Аудитория вновь зашумела. Вслед за Горячевым поднялся Зеленков. Его лицо, на котором еще недавно лежала печать торжествующей самоуверенности, сейчас выглядело растерянным – судя по всему, сенсации о появлении снежного человека ждать не стоит. А у него уже и статья в набор сдана, выходит, зря старался.
Воспользовавшись паузой, милиционер заторопился к столу президиума:
– Кто тут ответственный за мероприятие?
– Ну, я ответственный, – раздраженно ответил Зеленков. – А в чем дело?
– Да вот хочу спросить, кому снежного человека сдать. Мне на дежурство надо.
– И не думайте, – замахал руками Зеленков. – Милиция привезла – милиция увезет!
– А вы разве изучать его не будете?
– А вы русский язык понимаете?!
Расстроенный Левочкин отошел к двери и стал ждать, чем закончится вся эта история.
– Товарищи, товарищи! – воззвал Зеленков. – Пожалуйста, не шумите. Идея Павла Львовича, конечно, имеет право на существование. Чтобы ее проверить, необходимо подключить к исследованиям специалистов разных профилей. И – кто знает? – быть может, более близкое знакомство с нашим гостем откроет новую страницу в истории человечества. Но сейчас нужно решить практический вопрос: куда мы определим Кыша? – Зеленков с надеждой окинул зал взглядом. – Может, какой-нибудь НИИ…
У дверей, переминаясь с ноги на ногу, маялся Левочкин. В голове навязчиво звучал начальственный голос Соколова: «Сдать чучело ученым».
10. Многовидение
Несмотря на предстоявшую переэкзаменовку по философии, родители отпустили меня на летние каникулы в Москву.
Десять дней, полагал я, хватит на то, чтобы ознакомиться с достопримечательностями столицы и пообщаться с Горячевым. Остановился я у родственников и в тот же день позвонил журналисту. Сообщил, что описал нашу дискуссию в бакинском медицинском институте, хочу показать рукопись. Горячев пригласил меня к себе домой.
– Гладкопись, – сказал журналист, прочитав мой опус. – Это… твое выступление. Так гладко не говорят.
Я ответил, что хотел выделить суть дискуссии, то, что мне представлялось важным.
Горячев бросил взгляд на мой портфель. Я достал другую рукопись. Щурясь от дыма зажатой в углу рта папиросы, Горячев быстро переворачивал страницы, читал по диагонали – профессиональный навык. Потом сложил листы:
– Ты пытаешься замахнуться на художественную литературу, а скатываешься на публицистику. Твой конек – научно-популярный очерк. Перестань одевать в плохие сюжеты интересные мысли.
Я ответил, что для меня неважно, в какой жанр вложены мои мысли.

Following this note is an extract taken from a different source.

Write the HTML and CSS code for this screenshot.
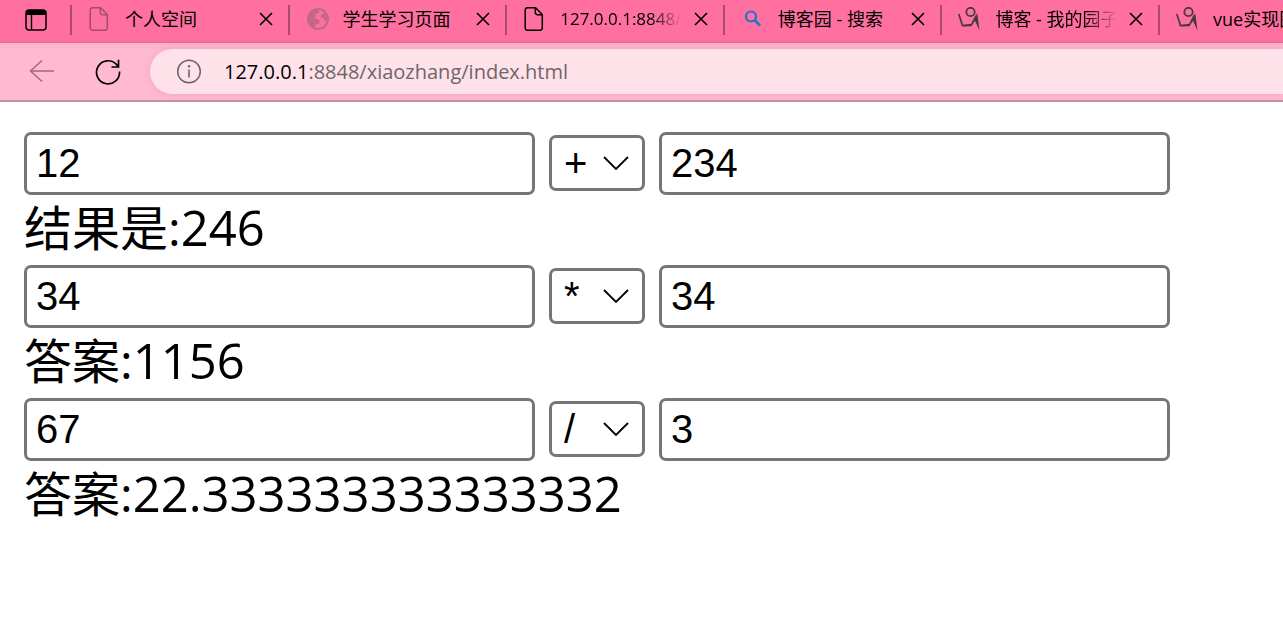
FILE: index.html
```
<!DOCTYPE html>
<html lang="zh-CN">
<head>
    <meta charset="UTF-8">
    <meta name="viewport" content="width=device-width, initial-scale=1.0">
    <title>127.0.0.1:8848/xiaozhang/index.html</title>
    <link rel="stylesheet" href="styles.css">
</head>
<body>
    <!-- 公用图标 -->
    <svg class="sprite" aria-hidden="true">
        <symbol id="icon-file" viewBox="0 0 24 24">
            <path d="M4.500 .7H12.500L19.300 7.500V21a2.300 2.300 0 0 1-2.300 2.300H4.500A2.300 2.300 0 0 1 2.200 21V3A2.300 2.300 0 0 1 4.500 .7ZM12.300 1V5.500a2.200 2.200 0 0 0 2.200 2.200H19" fill="none" stroke="currentColor" stroke-width="1.500"/>
        </symbol>
        <symbol id="icon-close" viewBox="0 0 14 14">
            <path d="M1 1L13 13M13 1L1 13" fill="none" stroke="currentColor" stroke-width="1.600"/>
        </symbol>
        <symbol id="icon-blog" viewBox="0 0 24 24">
            <circle cx="12.500" cy="5" r="4.200" fill="none" stroke="currentColor" stroke-width="1.800"/>
            <path d="M.8 7L4.500 18.600L14 17.600" fill="none" stroke="currentColor" stroke-width="1.700"/>
            <path d="M4 19.600L12.500 18L17 9L19.300 6.500L21.500 23.500L17 13.800L13.500 19.200Z" fill="currentColor"/>
        </symbol>
        <symbol id="icon-arrow" viewBox="0 0 26 14">
            <path d="M1 1L13 13L25 1" fill="none" stroke="currentColor" stroke-width="1.800"/>
        </symbol>
    </svg>

    <header class="browser">
        <div class="tab-bar">
            <button class="icon-btn menu-btn" title="标签页操作">
                <svg width="22" height="22" viewBox="0 0 22 22">
                    <rect x="1" y="1" width="20" height="20" rx="3" fill="none" stroke="#000" stroke-width="1.500"/>
                    <path d="M1 6V4a3 3 0 0 1 3-3H18a3 3 0 0 1 3 3V6Z" fill="#000"/>
                    <path d="M6.500 5V21" stroke="#000" stroke-width="1.400"/>
                </svg>
            </button>
            <div class="tabs">
                <div class="tab">
                    <svg class="tab-icon dim"><use href="#icon-file"/></svg>
                    <span class="tab-title">个人空间</span>
                    <button class="icon-btn" title="关闭"><svg class="close-icon"><use href="#icon-close"/></svg></button>
                </div>
                <div class="tab">
                    <svg class="tab-icon globe" viewBox="0 0 24 24">
                        <circle cx="12" cy="12" r="10" fill="none" stroke="currentColor" stroke-width="2"/>
                        <path d="M3 12C3 7 6 3 11 2.500L13.500 3.500L13 6L9.500 7.500L10 9.500L7.500 10.500L11.500 12L14 14L12.500 17L9.500 17.500L9 21C5 20 3 16 3 12ZM16 4L20.500 8L21.500 14L18.500 13.500L17.500 11L14.500 10.500L15 7.500L17.500 7Z" fill="currentColor"/>
                    </svg>
                    <span class="tab-title">学生学习页面</span>
                    <button class="icon-btn" title="关闭"><svg class="close-icon"><use href="#icon-close"/></svg></button>
                </div>
                <div class="tab">
                    <svg class="tab-icon"><use href="#icon-file"/></svg>
                    <span class="tab-title latin fade">127.0.0.1:8848/</span>
                    <button class="icon-btn" title="关闭"><svg class="close-icon"><use href="#icon-close"/></svg></button>
                </div>
                <div class="tab">
                    <svg class="tab-icon search" viewBox="0 0 24 24">
                        <circle cx="10" cy="9.500" r="5" fill="none" stroke="currentColor" stroke-width="2.200"/>
                        <path d="M13.500 13L19 18.500" stroke="currentColor" stroke-width="2.600"/>
                    </svg>
                    <span class="tab-title">博客园 - 搜索</span>
                    <button class="icon-btn" title="关闭"><svg class="close-icon"><use href="#icon-close"/></svg></button>
                </div>
                <div class="tab">
                    <svg class="tab-icon blog"><use href="#icon-blog"/></svg>
                    <span class="tab-title fade">博客 - 我的园子</span>
                    <button class="icon-btn" title="关闭"><svg class="close-icon"><use href="#icon-close"/></svg></button>
                </div>
                <div class="tab last">
                    <svg class="tab-icon blog"><use href="#icon-blog"/></svg>
                    <span class="tab-title">vue实现图</span>
                </div>
            </div>
        </div>

        <div class="toolbar">
            <button class="icon-btn back-btn" title="返回">
                <svg width="26" height="26" viewBox="0 0 26 26">
                    <path d="M25 12H1.500M13 1.500L1.500 12L13 22.500" fill="none" stroke="currentColor" stroke-width="1.500"/>
                </svg>
            </button>
            <button class="icon-btn" title="刷新">
                <svg width="26" height="26" viewBox="0 0 26 26">
                    <path d="M24.500 12.500A11.500 11.500 0 1 1 21.500 5.500L23 7.500M23.500 .8V8H16.500" fill="none" stroke="#000" stroke-width="1.700"/>
                </svg>
            </button>
            <div class="address">
                <svg width="26" height="26" viewBox="0 0 26 26">
                    <circle cx="13" cy="12.500" r="11.300" fill="none" stroke="currentColor" stroke-width="1.500"/>
                    <path d="M13 10.500V18.500" stroke="currentColor" stroke-width="1.600"/>
                    <circle cx="13" cy="7.300" r="1.200" fill="currentColor"/>
                </svg>
                <span class="url"><span class="host">127.0.0.1</span>:8848/xiaozhang/index.html</span>
            </div>
        </div>
    </header>

    <main id="app">
        <div class="row">
            <input type="text" value="12" aria-label="第一个数">
            <div class="select-box">
                <select aria-label="运算符">
                    <option selected>+</option>
                    <option>-</option>
                    <option>*</option>
                    <option>/</option>
                </select>
                <svg class="arrow"><use href="#icon-arrow"/></svg>
            </div>
            <input type="text" value="234" aria-label="第二个数">
        </div>
        <div class="result">结果是:<span class="number">246</span></div>

        <div class="row">
            <input type="text" value="34" aria-label="第一个数">
            <div class="select-box">
                <select aria-label="运算符">
                    <option selected>*</option>
                    <option>/</option>
                </select>
                <svg class="arrow"><use href="#icon-arrow"/></svg>
            </div>
            <input type="text" value="34" aria-label="第二个数">
        </div>
        <div class="result">答案:<span class="number">1156</span></div>

        <div class="row">
            <input type="text" value="67" aria-label="第一个数">
            <div class="select-box">
                <select aria-label="运算符">
                    <option>*</option>
                    <option selected>/</option>
                </select>
                <svg class="arrow"><use href="#icon-arrow"/></svg>
            </div>
            <input type="text" value="3" aria-label="第二个数">
        </div>
        <div class="result">答案:<span class="number">22.333333333333332</span></div>
    </main>
</body>
</html>
```

FILE: styles.css
```
* {
    box-sizing: border-box;
}

body {
    margin: 0;
    background: #fff;
    color: #000;
    font-family: "Open Sans", "Noto Sans CJK SC", sans-serif;
    overflow-x: hidden;
}

.sprite {
    display: none;
}

svg {
    display: block;
    flex: none;
}

.icon-btn {
    display: flex;
    flex: none;
    padding: 0;
    border: none;
    background: none;
    color: inherit;
    cursor: pointer;
}

/* 标签栏 */
.tab-bar {
    display: flex;
    height: 43px;
    padding: 5px 0 8px;
    background: linear-gradient(#ff70a0 40px, #ed6895);
}

.menu-btn {
    align-items: center;
    width: 70px;
    padding-left: 25px;
}

.tabs {
    display: grid;
    flex: 1;
    grid-template-columns: repeat(5, 1fr) 125px;
    min-width: 0;
}

.tab {
    display: flex;
    align-items: center;
    min-width: 0;
    padding: 0 15px 2px 16px;
    border-left: 2px solid #a74c6c;
    overflow: hidden;
}

.tab-icon {
    width: 24px;
    height: 24px;
    margin-right: 13px;
}

.dim {
    color: #a54c6b;
}

.globe {
    color: #c36887;
}

.search {
    color: #1976c8;
}

.blog {
    color: #453a40;
}

.tab-title {
    flex: 1;
    min-width: 0;
    margin-right: 12px;
    overflow: hidden;
    font-size: 18px;
    line-height: 28px;
    white-space: nowrap;
}

.latin {
    font-size: 17px;
}

.fade {
    -webkit-mask-image: linear-gradient(to left, transparent, #000 32px);
    mask-image: linear-gradient(to left, transparent, #000 32px);
}

.last {
    padding-right: 0;
}

.last .tab-title {
    margin-right: 0;
}

.close-icon {
    width: 14px;
    height: 14px;
}

/* 地址栏 */
.toolbar {
    display: flex;
    align-items: center;
    gap: 40px;
    height: 59px;
    padding: 0 0 0 29px;
    border-bottom: 2px solid #c591a4;
    background: linear-gradient(#f8b2ca, #ffbad1 8px);
}

.back-btn {
    color: #a5667c;
}

.address {
    display: flex;
    flex: 1;
    align-items: center;
    gap: 22px;
    height: 45px;
    margin-left: -11px;
    padding-left: 26px;
    border-radius: 23px 0 0 23px;
    background: #ffe1ea;
    box-shadow: 0 0 8px rgba(200, 100, 140, 0.25);
    color: #6d6669;
}

.url {
    font-size: 20px;
    line-height: 28px;
    white-space: nowrap;
}

.host {
    color: #000;
}

/* 计算器 */
#app {
    padding: 30px 24px;
}

.row {
    display: flex;
    align-items: center;
    gap: 14px;
}

input,
select {
    border: 3px solid #767676;
    border-radius: 7px;
    background: #fff;
    color: #000;
    font-family: "Liberation Sans", Arial, sans-serif;
    font-size: 40px;
}

input {
    width: 511px;
    height: 63px;
    padding: 0 9px;
}

.select-box {
    position: relative;
    flex: none;
    padding-bottom: 2px;
}

select {
    display: block;
    width: 96px;
    height: 56px;
    padding: 0 12px;
    appearance: none;
}

.arrow {
    position: absolute;
    top: 21px;
    right: 16px;
    width: 26px;
    height: 14px;
    pointer-events: none;
}

.result {
    height: 70px;
    font-size: 48px;
    line-height: 64px;
    white-space: nowrap;
}

.number {
    font-size: 49px;
}
```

– Для публикации важно, – возразил Горячев.
– Я пока не думаю о публикации.
– Тогда зачем пишешь?
Я достал из портфеля блокнот:
– В вашем выступлении, Павел Львович, вы упомянули Дидро. Я заглянул в сочинения этого философа. Позвольте, я зачитаю одно его высказывание: «Природа напоминает женщину, любящую переодеваться, – ее разнообразные наряды, от которых ускользает то одна часть тела, то другая, дают надежду настойчивым поклонникам некогда узнать ее всю». – Потом со всей серьезностью заявил: – Я пытаюсь узнать природу… всю.
– Вот этими рассуждательствами? – Горячев кивнул на рукописи.
– Посредством этих рассуждений.
– Ты, Леня, мудрствуешь. Наука постоянно продуцирует знания. Читать надо больше.
– Я не о том, я говорю о природе в целом.
– Хочешь объять необъятное?
– Почему бы нет? Пытаемся же мы объять разумением атом, хотя, по Ленину, атом неисчерпаем.